# Problem to solve:
Sort through the data and copy the lines holding the word "components".

# Data lines:
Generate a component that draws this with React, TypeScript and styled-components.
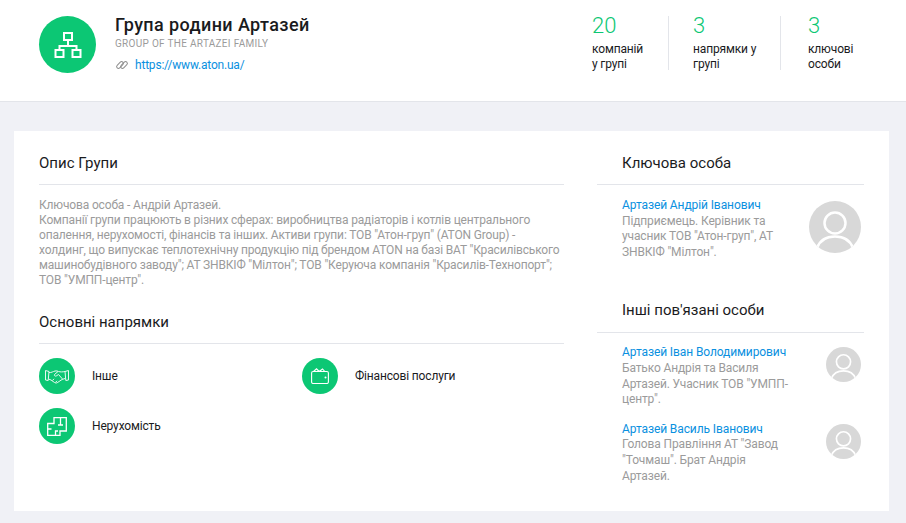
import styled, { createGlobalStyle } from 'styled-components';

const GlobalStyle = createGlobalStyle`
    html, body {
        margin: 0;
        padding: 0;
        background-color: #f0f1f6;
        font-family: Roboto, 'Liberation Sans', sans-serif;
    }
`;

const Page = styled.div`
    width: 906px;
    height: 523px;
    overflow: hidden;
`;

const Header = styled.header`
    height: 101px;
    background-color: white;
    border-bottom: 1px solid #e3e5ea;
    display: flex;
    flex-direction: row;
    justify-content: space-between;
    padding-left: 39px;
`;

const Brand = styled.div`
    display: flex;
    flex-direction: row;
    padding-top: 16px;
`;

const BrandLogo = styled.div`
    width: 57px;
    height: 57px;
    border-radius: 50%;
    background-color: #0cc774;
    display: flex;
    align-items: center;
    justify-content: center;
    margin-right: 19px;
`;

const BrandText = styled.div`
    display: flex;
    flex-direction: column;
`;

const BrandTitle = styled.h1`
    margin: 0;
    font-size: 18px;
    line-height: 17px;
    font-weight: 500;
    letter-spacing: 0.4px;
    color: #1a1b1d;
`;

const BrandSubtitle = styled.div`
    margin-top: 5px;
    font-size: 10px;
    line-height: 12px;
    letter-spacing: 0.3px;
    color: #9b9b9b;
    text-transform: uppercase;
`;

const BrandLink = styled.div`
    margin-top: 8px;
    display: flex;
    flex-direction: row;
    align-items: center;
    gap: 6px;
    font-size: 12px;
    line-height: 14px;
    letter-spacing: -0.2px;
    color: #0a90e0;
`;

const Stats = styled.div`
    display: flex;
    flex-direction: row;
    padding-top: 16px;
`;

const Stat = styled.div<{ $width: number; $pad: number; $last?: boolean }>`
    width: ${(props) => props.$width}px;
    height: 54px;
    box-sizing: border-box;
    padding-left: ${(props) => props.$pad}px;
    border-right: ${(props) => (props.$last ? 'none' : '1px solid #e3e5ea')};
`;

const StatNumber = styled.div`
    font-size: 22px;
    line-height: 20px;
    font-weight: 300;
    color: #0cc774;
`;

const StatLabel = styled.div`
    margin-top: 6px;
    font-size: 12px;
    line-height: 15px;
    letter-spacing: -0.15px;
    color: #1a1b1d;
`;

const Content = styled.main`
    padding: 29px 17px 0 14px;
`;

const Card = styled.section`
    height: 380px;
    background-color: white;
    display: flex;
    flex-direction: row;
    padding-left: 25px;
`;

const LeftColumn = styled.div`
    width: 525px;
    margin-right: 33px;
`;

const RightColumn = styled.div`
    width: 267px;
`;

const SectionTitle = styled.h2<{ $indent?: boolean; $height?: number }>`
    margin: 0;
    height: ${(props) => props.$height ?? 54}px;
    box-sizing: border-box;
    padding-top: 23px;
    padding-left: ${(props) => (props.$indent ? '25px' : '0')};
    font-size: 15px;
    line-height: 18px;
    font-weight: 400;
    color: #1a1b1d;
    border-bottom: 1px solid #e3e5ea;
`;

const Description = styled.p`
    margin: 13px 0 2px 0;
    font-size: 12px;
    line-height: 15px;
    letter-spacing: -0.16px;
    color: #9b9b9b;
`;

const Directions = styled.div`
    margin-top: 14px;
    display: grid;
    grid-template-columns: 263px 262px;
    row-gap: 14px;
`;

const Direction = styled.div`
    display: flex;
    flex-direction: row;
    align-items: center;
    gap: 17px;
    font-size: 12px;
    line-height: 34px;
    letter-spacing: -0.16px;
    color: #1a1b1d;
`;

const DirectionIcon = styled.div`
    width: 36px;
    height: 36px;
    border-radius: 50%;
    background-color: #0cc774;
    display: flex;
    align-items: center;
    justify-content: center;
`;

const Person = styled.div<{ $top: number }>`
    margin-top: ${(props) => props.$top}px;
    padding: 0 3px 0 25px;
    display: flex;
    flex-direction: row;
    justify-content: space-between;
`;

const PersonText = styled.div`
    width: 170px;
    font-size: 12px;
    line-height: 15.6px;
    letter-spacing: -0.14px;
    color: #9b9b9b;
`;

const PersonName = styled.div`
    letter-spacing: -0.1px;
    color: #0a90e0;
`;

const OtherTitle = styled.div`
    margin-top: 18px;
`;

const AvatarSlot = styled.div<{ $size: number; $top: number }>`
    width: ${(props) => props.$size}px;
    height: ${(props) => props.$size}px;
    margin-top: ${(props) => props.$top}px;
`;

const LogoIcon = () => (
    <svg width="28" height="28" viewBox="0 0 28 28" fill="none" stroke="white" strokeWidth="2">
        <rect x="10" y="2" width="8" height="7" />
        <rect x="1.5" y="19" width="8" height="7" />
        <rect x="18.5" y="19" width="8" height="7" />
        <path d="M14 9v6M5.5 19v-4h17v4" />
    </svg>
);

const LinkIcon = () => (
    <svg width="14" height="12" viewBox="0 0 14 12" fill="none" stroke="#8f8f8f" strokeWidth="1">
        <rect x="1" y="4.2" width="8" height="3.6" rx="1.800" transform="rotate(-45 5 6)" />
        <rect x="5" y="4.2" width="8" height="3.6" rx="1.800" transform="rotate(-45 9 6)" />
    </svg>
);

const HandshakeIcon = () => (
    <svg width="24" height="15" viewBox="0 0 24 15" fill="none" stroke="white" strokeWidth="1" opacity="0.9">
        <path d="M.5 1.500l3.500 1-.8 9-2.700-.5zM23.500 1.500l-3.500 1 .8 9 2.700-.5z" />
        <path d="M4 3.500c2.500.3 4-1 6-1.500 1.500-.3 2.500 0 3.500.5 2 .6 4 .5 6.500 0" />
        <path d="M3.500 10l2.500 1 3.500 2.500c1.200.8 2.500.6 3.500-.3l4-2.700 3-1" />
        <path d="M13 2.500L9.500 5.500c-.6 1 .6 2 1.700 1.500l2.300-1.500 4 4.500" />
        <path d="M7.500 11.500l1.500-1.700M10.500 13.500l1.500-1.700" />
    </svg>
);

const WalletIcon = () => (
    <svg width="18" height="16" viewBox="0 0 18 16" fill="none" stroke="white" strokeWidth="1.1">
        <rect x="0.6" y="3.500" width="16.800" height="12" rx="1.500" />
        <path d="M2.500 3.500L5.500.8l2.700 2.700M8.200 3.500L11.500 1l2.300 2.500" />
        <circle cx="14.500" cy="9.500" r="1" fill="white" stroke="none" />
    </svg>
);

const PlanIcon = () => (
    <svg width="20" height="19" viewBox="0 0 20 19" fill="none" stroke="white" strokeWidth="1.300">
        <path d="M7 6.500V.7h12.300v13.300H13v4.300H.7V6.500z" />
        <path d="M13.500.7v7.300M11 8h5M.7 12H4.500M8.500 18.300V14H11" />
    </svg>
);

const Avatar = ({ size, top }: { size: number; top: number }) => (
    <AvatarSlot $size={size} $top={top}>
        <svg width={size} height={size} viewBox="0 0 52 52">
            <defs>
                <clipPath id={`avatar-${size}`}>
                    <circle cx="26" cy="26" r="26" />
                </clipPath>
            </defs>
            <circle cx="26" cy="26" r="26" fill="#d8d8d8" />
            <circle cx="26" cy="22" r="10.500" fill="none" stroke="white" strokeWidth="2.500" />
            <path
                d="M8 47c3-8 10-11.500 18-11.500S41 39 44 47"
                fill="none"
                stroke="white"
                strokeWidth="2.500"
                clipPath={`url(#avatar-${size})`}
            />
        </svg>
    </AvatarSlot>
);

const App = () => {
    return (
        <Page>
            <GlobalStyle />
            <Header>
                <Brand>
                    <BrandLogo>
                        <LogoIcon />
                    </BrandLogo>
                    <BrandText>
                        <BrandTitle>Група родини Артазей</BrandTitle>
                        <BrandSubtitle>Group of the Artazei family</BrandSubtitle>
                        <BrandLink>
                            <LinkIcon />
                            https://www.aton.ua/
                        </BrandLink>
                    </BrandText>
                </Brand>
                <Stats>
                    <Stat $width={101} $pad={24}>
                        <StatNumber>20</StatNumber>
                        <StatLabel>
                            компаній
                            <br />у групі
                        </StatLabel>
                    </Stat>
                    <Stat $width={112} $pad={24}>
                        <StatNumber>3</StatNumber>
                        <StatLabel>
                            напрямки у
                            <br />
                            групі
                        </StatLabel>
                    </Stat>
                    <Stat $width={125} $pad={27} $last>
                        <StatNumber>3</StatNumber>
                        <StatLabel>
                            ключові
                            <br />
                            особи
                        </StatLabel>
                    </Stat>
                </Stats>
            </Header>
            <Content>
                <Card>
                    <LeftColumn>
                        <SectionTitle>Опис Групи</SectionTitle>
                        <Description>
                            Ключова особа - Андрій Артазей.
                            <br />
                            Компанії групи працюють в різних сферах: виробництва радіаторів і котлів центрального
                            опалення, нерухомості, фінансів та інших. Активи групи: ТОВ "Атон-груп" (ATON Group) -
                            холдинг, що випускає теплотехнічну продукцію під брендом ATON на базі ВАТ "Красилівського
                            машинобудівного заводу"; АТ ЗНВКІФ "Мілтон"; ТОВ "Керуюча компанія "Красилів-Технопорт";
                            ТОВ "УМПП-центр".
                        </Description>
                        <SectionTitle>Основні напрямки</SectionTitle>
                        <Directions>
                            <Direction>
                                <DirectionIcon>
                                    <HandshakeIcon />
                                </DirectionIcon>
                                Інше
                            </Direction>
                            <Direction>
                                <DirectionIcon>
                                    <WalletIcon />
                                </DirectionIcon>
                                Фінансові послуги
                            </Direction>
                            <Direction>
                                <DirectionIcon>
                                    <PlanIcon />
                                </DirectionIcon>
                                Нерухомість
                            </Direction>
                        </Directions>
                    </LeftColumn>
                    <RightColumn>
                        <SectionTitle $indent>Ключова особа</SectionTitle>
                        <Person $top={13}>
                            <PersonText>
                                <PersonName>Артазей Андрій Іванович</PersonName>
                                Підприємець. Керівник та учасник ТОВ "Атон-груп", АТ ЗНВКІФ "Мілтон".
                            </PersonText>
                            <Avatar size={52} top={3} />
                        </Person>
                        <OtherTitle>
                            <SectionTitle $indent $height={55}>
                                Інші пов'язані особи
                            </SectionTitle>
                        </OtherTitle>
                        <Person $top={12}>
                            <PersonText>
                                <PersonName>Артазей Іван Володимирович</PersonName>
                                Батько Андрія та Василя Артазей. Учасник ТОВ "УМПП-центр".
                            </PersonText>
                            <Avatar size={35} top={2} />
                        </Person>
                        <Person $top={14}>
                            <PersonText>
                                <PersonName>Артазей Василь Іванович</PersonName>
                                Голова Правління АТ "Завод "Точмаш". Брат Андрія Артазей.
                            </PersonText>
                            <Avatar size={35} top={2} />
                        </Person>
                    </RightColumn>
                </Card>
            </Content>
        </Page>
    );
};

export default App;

# Answer to this task:
Generate a component that draws this with React, TypeScript and styled-components.
import styled, { createGlobalStyle } from 'styled-components';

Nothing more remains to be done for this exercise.